I need to express the derivative of $f^{(n)}(x)$ in terms of $f'(x)$, meaning $f$ composed with itself n times.
I was able to express $f(f(x))=f'(f(x))f'(x)$
Is the derivative of the composition $\prod_{k=0}^{n-1} f'(f^{(k)}(x))$ ?
Please help
I need to express the derivative of $f^{(n)}(x)$ in terms of $f'(x)$, meaning $f$ composed with itself n times.
I was able to express $f(f(x))=f'(f(x))f'(x)$
Is the derivative of the composition $\prod_{k=0}^{n-1} f'(f^{(k)}(x))$ ?
Please help
Note: Sometimes $f^{(n)}$ means the $n$th derivative. In this context it means the $n$th iterate.

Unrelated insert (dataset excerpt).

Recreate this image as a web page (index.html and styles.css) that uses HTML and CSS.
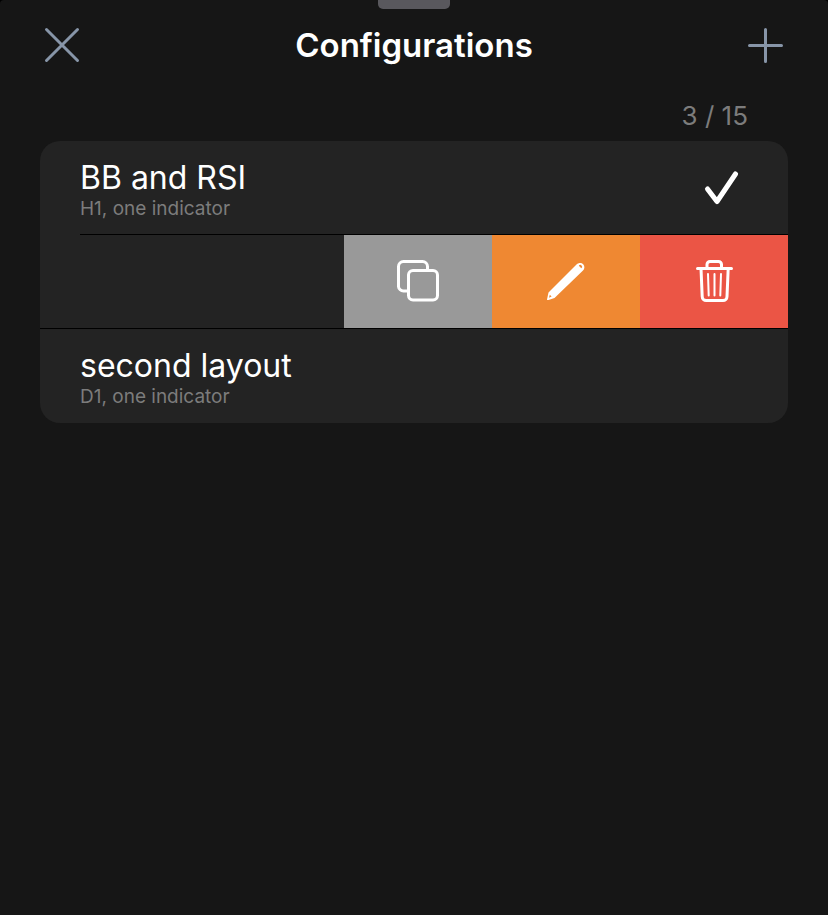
FILE: index.html
```html
<!DOCTYPE html>
<html lang="en">
<head>
    <meta charset="UTF-8">
    <meta name="viewport" content="width=device-width, initial-scale=1.0">
    <title>Configurations</title>
    <link rel="stylesheet" href="styles.css">
</head>
<body>
<div class="sheet">
    <div class="handle"></div>
    <header class="header">
        <button class="icon-btn" type="button" aria-label="Close">
            <svg width="44" height="44" viewBox="0 1 44 44"><path d="M6.5 7.5 37.5 38.5M37.5 7.5 6.5 38.5"/></svg>
        </button>
        <h1>Configurations</h1>
        <button class="icon-btn" type="button" aria-label="Add configuration">
            <svg width="44" height="44" viewBox="0 1 44 44"><path d="M5.5 23.5H37.5M21.5 7.500V39.500"/></svg>
        </button>
    </header>

    <main class="content">
        <p class="counter">3 / 15</p>
        <ul class="list">
            <li class="row">
                <button class="item" type="button">
                    <span class="text">
                        <span class="name">BB and RSI</span>
                        <span class="info">H1, one indicator</span>
                    </span>
                    <svg class="check" width="40" height="40" viewBox="0 0 40 40"><path d="M6.5 21 16 33.5 34.5 6"/></svg>
                </button>
            </li>
            <!-- swiped row with its actions open -->
            <li class="row swiped">
                <button class="action copy" type="button" aria-label="Duplicate">
                    <svg width="48" height="48" viewBox="0 2 48 48">
                        <rect x="14.5" y="14.5" width="29" height="29.5" rx="4.5"/>
                        <path d="M14 35H9.5A5 5 0 0 1 4.500 30.500V10.500A5 5 0 0 1 9.500 5.500H28.500A5 5 0 0 1 33.500 10.500V14"/>
                    </svg>
                </button>
                <button class="action edit" type="button" aria-label="Edit">
                    <svg width="48" height="48" viewBox="0 2 48 48">
                        <path class="solid" fill-rule="evenodd" d="M5 43.500 6.500 36.500 34.500 8.500C36.500 6.500 39.500 6.500 41.200 8.200S42.700 12.800 41 14.600L12.500 42 6.500 43.900C5.500 44.200 4.800 44 5 43.500ZM7.800 38.800 7 41.700 9.600 40.600ZM36.800 9.800 39.300 12.300A1.800 1.800 0 1 0 36.800 9.800Z"/>
                    </svg>
                </button>
                <button class="action delete" type="button" aria-label="Delete">
                    <svg width="48" height="48" viewBox="0 2 48 48">
                        <path d="M7.500 12.500H41.500M17 12V8.500A3 3 0 0 1 20 5.500H28.500A3 3 0 0 1 31.500 8.500V12M11 12.500 12.200 40.500A4 4 0 0 0 16.200 44.500H33A4 4 0 0 0 37 40.500L38.200 12.500"/>
                        <path class="thin" d="M18 18 18.700 39.500M24.500 18V39.500M31 18 30.300 39.500"/>
                    </svg>
                </button>
            </li>
            <li class="row">
                <button class="item" type="button">
                    <span class="text">
                        <span class="name">second layout</span>
                        <span class="info">D1, one indicator</span>
                    </span>
                </button>
            </li>
        </ul>
    </main>
</div>
</body>
</html>
```
FILE: styles.css
```css
* {
    box-sizing: border-box;
}
body {
    margin: 0;
    background-color: #000;
    color: #fff;
    font-family: Inter, "Liberation Sans", sans-serif;
}
button {
    margin: 0;
    padding: 0;
    border: none;
    background: none;
    color: inherit;
    font-family: inherit;
    cursor: pointer;
}
svg {
    display: block;
    fill: none;
    stroke: #fff;
    stroke-linecap: round;
    stroke-linejoin: round;
}
.sheet {
    min-height: 100vh;
    background-color: #161616;
    border-radius: 4px 4px 0 0;
}
.handle {
    width: 72px;
    height: 9px;
    margin: 0 auto;
    background-color: #59585d;
    border-radius: 0 0 5px 5px;
}
.header {
    display: flex;
    justify-content: space-between;
    align-items: center;
    padding: 13px 40px 0;
}
.header h1 {
    margin: 0;
    font-size: 33px;
    line-height: 46px;
    font-weight: 600;
}
.icon-btn svg {
    stroke: #8795a8;
    stroke-width: 3;
}
.content {
    padding: 32px 40px 0;
}
.counter {
    margin: 0 40px 9px;
    font-size: 26px;
    line-height: 32px;
    text-align: right;
    color: #7c7c7c;
}
.list {
    margin: 0;
    padding: 0 0 1px;
    list-style: none;
    background-color: #232323;
    border-radius: 20px;
    overflow: hidden;
}
.row + .row {
    border-top: 1px solid #000;
}
.row + .swiped {
    border-image: linear-gradient(to right, #232323 41px, #000 41px) 1;
}
.item {
    display: flex;
    justify-content: space-between;
    align-items: center;
    width: 100%;
    min-height: 93px;
    padding: 0 47px 0 40px;
    text-align: left;
}
.text {
    display: flex;
    flex-direction: column;
    padding-top: 2px;
}
.name {
    font-size: 32px;
    line-height: 40px;
}
.info {
    font-size: 19px;
    line-height: 22px;
    color: #7c7c7c;
}
.check {
    stroke-width: 5;
}
.swiped {
    display: flex;
    justify-content: flex-end;
}
.action {
    display: flex;
    justify-content: center;
    align-items: center;
    width: 148px;
    height: 93px;
}
.action svg {
    stroke-width: 3;
}
.action .thin {
    stroke-width: 2;
}
.action .solid {
    fill: #fff;
    stroke: none;
}
.copy {
    background-color: #999;
}
.edit {
    background-color: #ef8832;
}
.delete {
    background-color: #eb5545;
}
```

Put $g(x) = f^{(n)}(x)$ in $\frac{d}{dx} f(g(x)) = g'(x) f'(g(x))$ to get $\frac{d}{dx} f^{(n+1)}(x) = [\frac{d}{dx} f^{(n)}(x)] f'(f^{(n)}(x)).$
Using $f^{(0)}(x) = x$ we find, by induction, that $\frac{d}{dx} f^{(n)}(x) = f'(x) \cdot f'(f(x)) \cdot f'(f^{(2)}(x)) \cdots f'(f^{(n-1)}(x)).$